I'll post another update here once this new interface is available on our production instance. I'm also happy to discuss further API adjustments that might be helpful, and/or clarify aspects of Launchpad's data model as needed.

zack added a subscriber: zack.EditedMar 12 2020, 1:35 PM

Hi Colin (@cjwatson), nice to meet you here !

I'm confident IRC's leni is @legau here.
I should also clarify that he is an external contributor to Software Heritage who took an interest in expanding our archival coverage to Launchpad, and we're very happy about that as it's been something we wanted to do for a while now :-)

We found out only recently that you discussed with @legau LaunchPad API changes to make archival easier, and that's great!

Rest assured that we do not want to put into production anything that is inconvenient for you. Also, the approach you propose (feed + change metadata) is what we have been using recently almost everywhere, and it is definitely what we want to have in general (no matter what previous, not merged attempts at doing so mentioned in this ticket say).

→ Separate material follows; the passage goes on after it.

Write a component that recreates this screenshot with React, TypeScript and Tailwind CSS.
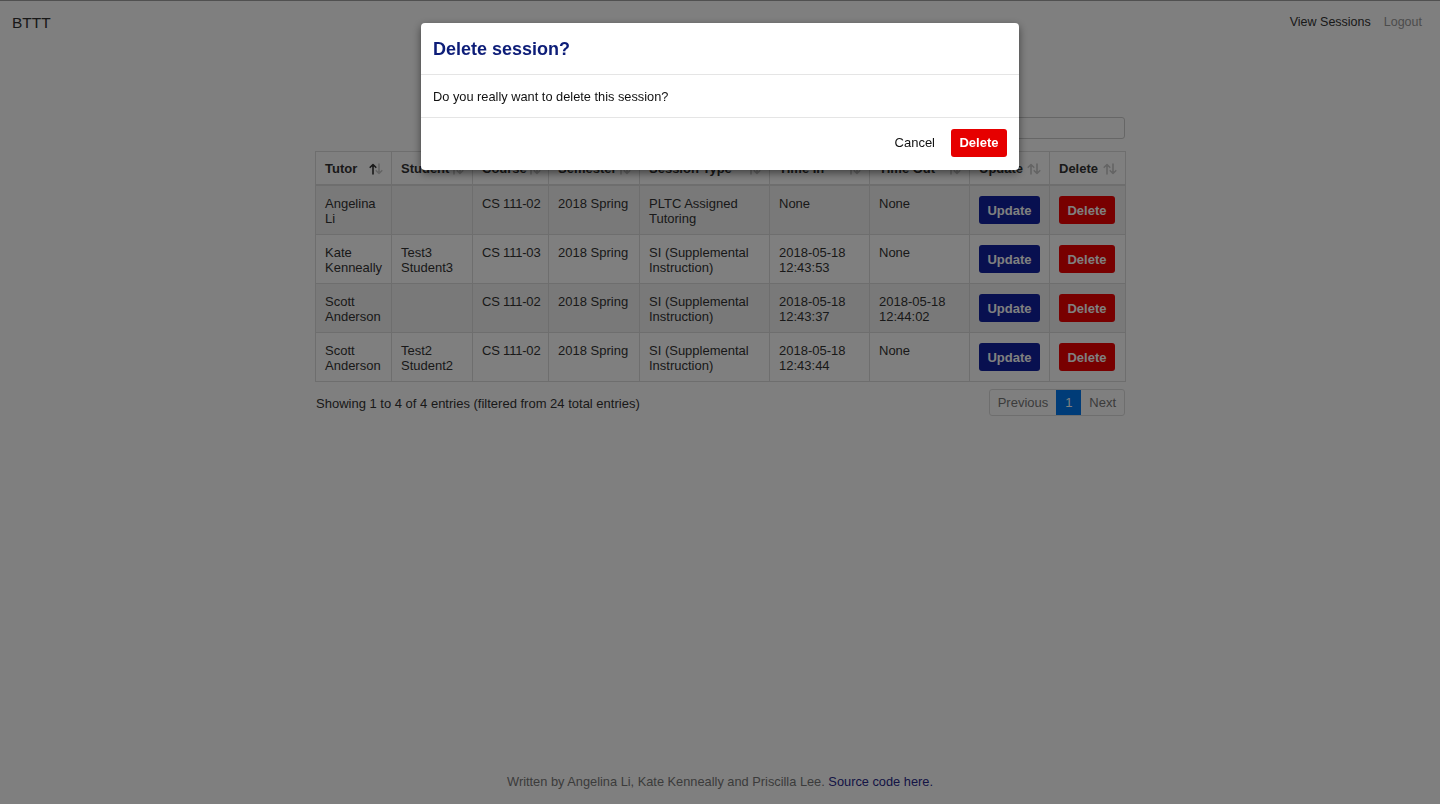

Looks like you and @legau are already on the right trick for a proper solution that will make both Launchpad and Software Heritage happy, so I won't comment more than this on the technical details. But feel free to ping me, or anyone else from Software Heritage staff, if you want to coordinate the (future) deployment of this.

Yep, I'm not annoyed, just being emphatic about what we want to see. :-)

The changes I described above are available on our production instance now.

legau added a comment.Mar 24 2020, 3:50 PM

Hi, I proposed a first version with the new changes (D2799).
@cjwatson it should be coherent with your snippet.
If somebody is used to be working with listers I would be glad to hear some remarks over how I implemented it.